[start DATASET EXTRACT]

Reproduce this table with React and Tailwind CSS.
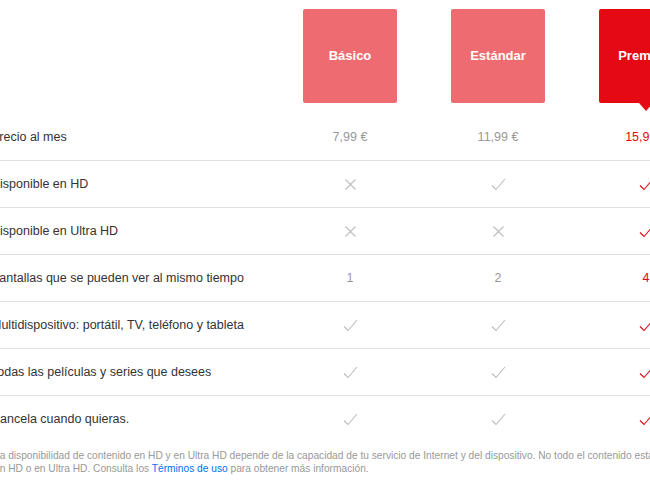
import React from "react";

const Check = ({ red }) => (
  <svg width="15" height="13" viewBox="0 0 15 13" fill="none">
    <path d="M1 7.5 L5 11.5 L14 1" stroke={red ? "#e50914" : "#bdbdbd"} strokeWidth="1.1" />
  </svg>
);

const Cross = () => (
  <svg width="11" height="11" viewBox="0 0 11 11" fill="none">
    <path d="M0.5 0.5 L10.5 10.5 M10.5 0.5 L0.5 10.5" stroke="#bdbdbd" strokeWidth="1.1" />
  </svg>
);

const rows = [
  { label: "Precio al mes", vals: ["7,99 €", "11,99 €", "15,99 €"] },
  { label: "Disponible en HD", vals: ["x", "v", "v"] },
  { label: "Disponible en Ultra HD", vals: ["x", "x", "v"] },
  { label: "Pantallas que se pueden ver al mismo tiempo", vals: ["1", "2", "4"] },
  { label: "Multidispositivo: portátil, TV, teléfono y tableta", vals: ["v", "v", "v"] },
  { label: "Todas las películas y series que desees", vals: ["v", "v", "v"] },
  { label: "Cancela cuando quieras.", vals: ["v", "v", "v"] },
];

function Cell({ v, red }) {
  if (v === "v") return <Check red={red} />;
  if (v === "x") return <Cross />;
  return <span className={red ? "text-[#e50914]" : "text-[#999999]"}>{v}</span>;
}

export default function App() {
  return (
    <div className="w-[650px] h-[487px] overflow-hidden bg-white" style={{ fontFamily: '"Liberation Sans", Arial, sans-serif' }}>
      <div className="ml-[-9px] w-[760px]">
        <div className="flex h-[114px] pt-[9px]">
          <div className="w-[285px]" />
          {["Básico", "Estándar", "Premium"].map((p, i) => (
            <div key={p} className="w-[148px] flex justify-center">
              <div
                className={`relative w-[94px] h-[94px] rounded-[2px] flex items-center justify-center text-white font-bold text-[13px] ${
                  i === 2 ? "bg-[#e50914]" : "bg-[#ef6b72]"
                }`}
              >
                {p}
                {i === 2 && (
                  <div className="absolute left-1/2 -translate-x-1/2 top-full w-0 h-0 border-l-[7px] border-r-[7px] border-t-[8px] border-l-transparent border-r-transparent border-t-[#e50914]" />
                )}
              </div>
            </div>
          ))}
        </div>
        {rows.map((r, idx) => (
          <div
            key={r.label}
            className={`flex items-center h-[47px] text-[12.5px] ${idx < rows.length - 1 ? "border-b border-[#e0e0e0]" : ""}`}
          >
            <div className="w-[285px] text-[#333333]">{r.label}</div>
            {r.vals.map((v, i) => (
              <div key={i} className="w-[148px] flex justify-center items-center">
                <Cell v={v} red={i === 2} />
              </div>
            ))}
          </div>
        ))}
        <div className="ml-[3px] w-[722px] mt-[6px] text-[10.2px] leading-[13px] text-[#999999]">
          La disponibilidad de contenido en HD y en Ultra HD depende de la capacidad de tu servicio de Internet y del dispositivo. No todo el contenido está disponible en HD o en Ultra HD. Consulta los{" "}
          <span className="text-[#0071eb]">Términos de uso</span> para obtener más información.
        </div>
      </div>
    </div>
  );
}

[end DATASET EXTRACT]

Print the complete listing exactly, apart from any pictures.

Reproduce this table with React and Tailwind CSS.
import React from "react";

const Check = ({ red }) => (
  <svg width="15" height="13" viewBox="0 0 15 13" fill="none">
    <path d="M1 7.5 L5 11.5 L14 1" stroke={red ? "#e50914" : "#bdbdbd"} strokeWidth="1.1" />
  </svg>
);

const Cross = () => (
  <svg width="11" height="11" viewBox="0 0 11 11" fill="none">
    <path d="M0.5 0.5 L10.5 10.5 M10.5 0.5 L0.5 10.5" stroke="#bdbdbd" strokeWidth="1.1" />
  </svg>
);

const rows = [
  { label: "Precio al mes", vals: ["7,99 €", "11,99 €", "15,99 €"] },
  { label: "Disponible en HD", vals: ["x", "v", "v"] },
  { label: "Disponible en Ultra HD", vals: ["x", "x", "v"] },
  { label: "Pantallas que se pueden ver al mismo tiempo", vals: ["1", "2", "4"] },
  { label: "Multidispositivo: portátil, TV, teléfono y tableta", vals: ["v", "v", "v"] },
  { label: "Todas las películas y series que desees", vals: ["v", "v", "v"] },
  { label: "Cancela cuando quieras.", vals: ["v", "v", "v"] },
];

function Cell({ v, red }) {
  if (v === "v") return <Check red={red} />;
  if (v === "x") return <Cross />;
  return <span className={red ? "text-[#e50914]" : "text-[#999999]"}>{v}</span>;
}

export default function App() {
  return (
    <div className="w-[650px] h-[487px] overflow-hidden bg-white" style={{ fontFamily: '"Liberation Sans", Arial, sans-serif' }}>
      <div className="ml-[-9px] w-[760px]">
        <div className="flex h-[114px] pt-[9px]">
          <div className="w-[285px]" />
          {["Básico", "Estándar", "Premium"].map((p, i) => (
            <div key={p} className="w-[148px] flex justify-center">
              <div
                className={`relative w-[94px] h-[94px] rounded-[2px] flex items-center justify-center text-white font-bold text-[13px] ${
                  i === 2 ? "bg-[#e50914]" : "bg-[#ef6b72]"
                }`}
              >
                {p}
                {i === 2 && (
                  <div className="absolute left-1/2 -translate-x-1/2 top-full w-0 h-0 border-l-[7px] border-r-[7px] border-t-[8px] border-l-transparent border-r-transparent border-t-[#e50914]" />
                )}
              </div>
            </div>
          ))}
        </div>
        {rows.map((r, idx) => (
          <div
            key={r.label}
            className={`flex items-center h-[47px] text-[12.5px] ${idx < rows.length - 1 ? "border-b border-[#e0e0e0]" : ""}`}
          >
            <div className="w-[285px] text-[#333333]">{r.label}</div>
            {r.vals.map((v, i) => (
              <div key={i} className="w-[148px] flex justify-center items-center">
                <Cell v={v} red={i === 2} />
              </div>
            ))}
          </div>
        ))}
        <div className="ml-[3px] w-[722px] mt-[6px] text-[10.2px] leading-[13px] text-[#999999]">
          La disponibilidad de contenido en HD y en Ultra HD depende de la capacidad de tu servicio de Internet y del dispositivo. No todo el contenido está disponible en HD o en Ultra HD. Consulta los{" "}
          <span className="text-[#0071eb]">Términos de uso</span> para obtener más información.
        </div>
      </div>
    </div>
  );
}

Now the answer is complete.